Occasionally I find myself watching one of those HGTV shows where a couple is hunting for a new house. Too often for my taste, one partner dismisses the other’s wishes. He really wants a workshop in the garage; she says, “That doesn’t matter. I don’t care about that.”
That gets me worked up – and talking back to the TV: “Hey, you boneheads,” I say, “if you’re committed to each other, you need to be committed to what the other wants.” The way I see it, if you and I are in a partnership, I need to be concerned with your well-being, with mine – and with this mystical, malleable organism called “us.” If you yearn for a workshop and I blow it off, I weaken us.
I thought about this as we launched this issue devoted to teamwork. Some of the most interesting craft today is made by artists working together. Lisa and Scott Cylinder have collaborated on life and jewelry for 28 years. The two of them are a mix of highly developed skills, openness to input, and stubborn tastes. They can’t agree on music, so the studio iPod is always on shuffle. Yet they share a sketchbook and start a new project only when it resonates with each of them; it “has to click for both,” Scott says.
The whole of the Cylinders’ alliance is greater than the sum of its parts. That’s true, too, of David Forlano and Steve Ford, creative partners for 32 years. Forlano’s approach is straightforward, experiential, while the analytical Ford sees layers. “My approach to making paintings or objects is that what you see is what it is,” Forlano says, “whereas Steve has this wholly different way – intellectual, wanting to know how the thing is made, decomposing it.

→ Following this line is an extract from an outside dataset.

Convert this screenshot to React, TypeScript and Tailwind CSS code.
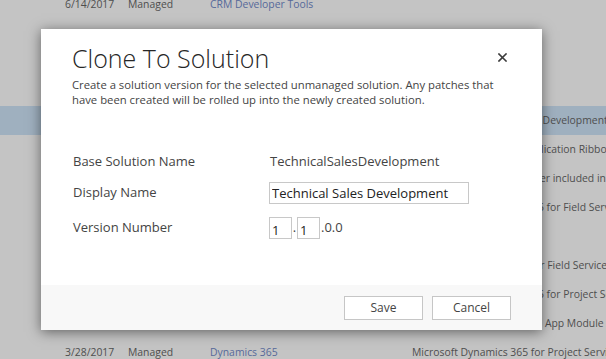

That carries over into our business structure, too. It’s a good balance.”
Sometimes, of course, a partnership fails, no matter how well intentioned it is. In this issue, we dissect the 2009 merger of the Museum of Contemporary Craft with Pacific Northwest College of Art – and the recent closing of the museum, a 79-year-old institution. One thing that’s clear about this ill-fated marriage – and not everything is – is that the two partners never really came together; they never achieved “us.” “We never had something where the cogs all fit together to create a real system,” says Namita Gupta Wiggers, former director of the museum.
Other times, a partnership can weather a storm and emerge stronger – and not through the sort of dreary compromise you see in the home improvement shows, where the wife grudgingly agrees to the workshop if she gets something in return. In 2005, when Forlano moved from Philadelphia to Santa Fe to be with the woman who’s now his wife, Ford felt lost. “I thought the daily interaction was key to our collaboration,” he recalls, “plus I felt abandoned.” With the help of a mediator, the two forged a new way. Now they’ve found that working in different cities actually enhances their work. There is “more time to let the ideas individually mature,” Ford says.
Teamwork is made of openness, complementary strengths, and commitment. It requires taking others’ concerns to heart – and trusting them with yours. It’s not easy, but as the artists in this issue demonstrate, when it works, it’s powerful.